--- START RECORD EXTRACTS ---

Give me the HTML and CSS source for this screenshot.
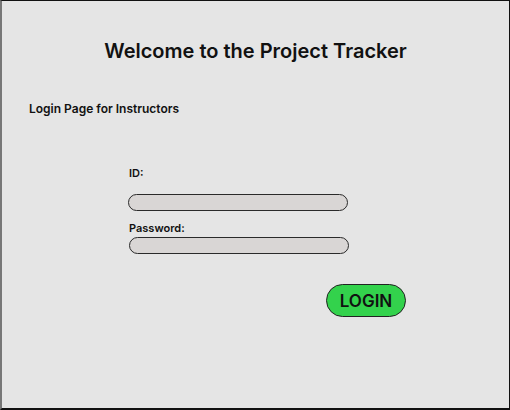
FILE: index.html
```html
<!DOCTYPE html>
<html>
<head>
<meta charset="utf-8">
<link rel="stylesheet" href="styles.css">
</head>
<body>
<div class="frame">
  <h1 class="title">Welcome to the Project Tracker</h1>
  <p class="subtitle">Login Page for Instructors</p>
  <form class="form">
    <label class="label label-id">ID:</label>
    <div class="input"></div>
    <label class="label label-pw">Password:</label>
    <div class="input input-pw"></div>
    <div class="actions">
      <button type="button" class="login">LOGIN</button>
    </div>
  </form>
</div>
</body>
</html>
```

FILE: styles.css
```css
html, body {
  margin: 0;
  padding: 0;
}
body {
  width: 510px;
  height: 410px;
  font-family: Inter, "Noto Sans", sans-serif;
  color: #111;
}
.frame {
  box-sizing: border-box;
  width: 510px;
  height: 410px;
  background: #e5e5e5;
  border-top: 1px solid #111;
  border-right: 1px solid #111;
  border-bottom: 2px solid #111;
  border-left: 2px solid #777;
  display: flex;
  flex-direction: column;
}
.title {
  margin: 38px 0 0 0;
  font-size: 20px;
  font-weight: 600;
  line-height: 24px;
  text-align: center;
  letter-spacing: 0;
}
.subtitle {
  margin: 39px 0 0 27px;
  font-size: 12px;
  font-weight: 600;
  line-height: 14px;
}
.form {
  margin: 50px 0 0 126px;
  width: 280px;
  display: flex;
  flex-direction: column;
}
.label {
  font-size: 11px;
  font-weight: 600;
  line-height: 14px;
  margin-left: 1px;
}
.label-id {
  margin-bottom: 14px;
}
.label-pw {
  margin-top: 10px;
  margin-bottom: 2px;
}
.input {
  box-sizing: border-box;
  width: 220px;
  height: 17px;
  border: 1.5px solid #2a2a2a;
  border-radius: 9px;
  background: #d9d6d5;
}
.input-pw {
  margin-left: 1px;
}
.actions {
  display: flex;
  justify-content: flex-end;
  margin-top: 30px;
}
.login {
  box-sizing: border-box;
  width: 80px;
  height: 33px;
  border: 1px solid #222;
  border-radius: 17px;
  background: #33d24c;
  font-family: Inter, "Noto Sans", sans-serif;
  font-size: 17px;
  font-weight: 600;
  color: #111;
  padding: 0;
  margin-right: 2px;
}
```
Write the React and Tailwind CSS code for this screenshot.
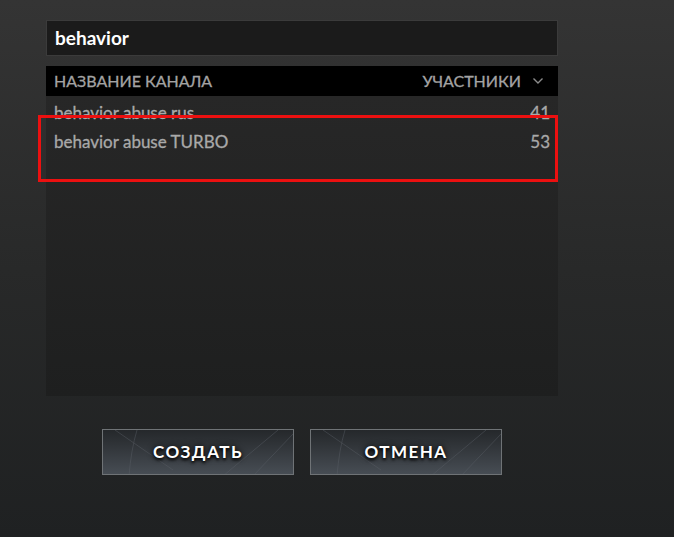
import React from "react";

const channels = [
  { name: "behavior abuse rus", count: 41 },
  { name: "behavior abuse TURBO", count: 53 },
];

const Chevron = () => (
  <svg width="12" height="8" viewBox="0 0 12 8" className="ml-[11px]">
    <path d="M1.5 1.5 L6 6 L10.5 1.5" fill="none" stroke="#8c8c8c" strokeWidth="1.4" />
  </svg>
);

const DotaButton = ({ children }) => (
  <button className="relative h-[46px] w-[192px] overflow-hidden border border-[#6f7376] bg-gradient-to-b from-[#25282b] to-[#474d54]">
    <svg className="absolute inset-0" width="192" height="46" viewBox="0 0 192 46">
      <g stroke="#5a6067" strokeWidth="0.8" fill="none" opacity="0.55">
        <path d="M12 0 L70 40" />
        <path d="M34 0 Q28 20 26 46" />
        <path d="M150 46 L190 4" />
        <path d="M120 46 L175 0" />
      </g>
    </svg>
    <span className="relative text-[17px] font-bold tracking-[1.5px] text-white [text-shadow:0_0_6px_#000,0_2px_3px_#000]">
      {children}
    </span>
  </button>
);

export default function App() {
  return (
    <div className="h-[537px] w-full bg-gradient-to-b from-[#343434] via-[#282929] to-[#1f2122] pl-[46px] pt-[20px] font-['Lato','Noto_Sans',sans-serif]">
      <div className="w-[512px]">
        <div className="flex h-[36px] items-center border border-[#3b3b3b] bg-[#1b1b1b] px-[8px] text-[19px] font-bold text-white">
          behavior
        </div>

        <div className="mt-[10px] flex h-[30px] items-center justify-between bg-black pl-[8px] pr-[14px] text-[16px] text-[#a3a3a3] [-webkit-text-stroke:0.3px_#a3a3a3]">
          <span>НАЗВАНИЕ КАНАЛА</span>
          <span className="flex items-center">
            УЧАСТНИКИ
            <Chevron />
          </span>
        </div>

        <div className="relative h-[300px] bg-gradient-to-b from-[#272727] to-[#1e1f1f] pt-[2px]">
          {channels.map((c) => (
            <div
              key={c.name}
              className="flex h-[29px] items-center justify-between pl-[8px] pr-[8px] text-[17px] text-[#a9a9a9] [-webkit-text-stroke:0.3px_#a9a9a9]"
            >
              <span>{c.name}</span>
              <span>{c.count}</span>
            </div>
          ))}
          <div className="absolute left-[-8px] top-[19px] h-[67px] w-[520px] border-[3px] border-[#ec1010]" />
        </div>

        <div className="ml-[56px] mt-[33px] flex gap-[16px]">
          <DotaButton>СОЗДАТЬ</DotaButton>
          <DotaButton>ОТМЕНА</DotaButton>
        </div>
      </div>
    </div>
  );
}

--- END RECORD EXTRACTS ---

## TASK DIRECTIONS
Tally the lines of the listing above that include the word "React". Answer with the number alone.

## RESULT OF THIS EXERCISE
2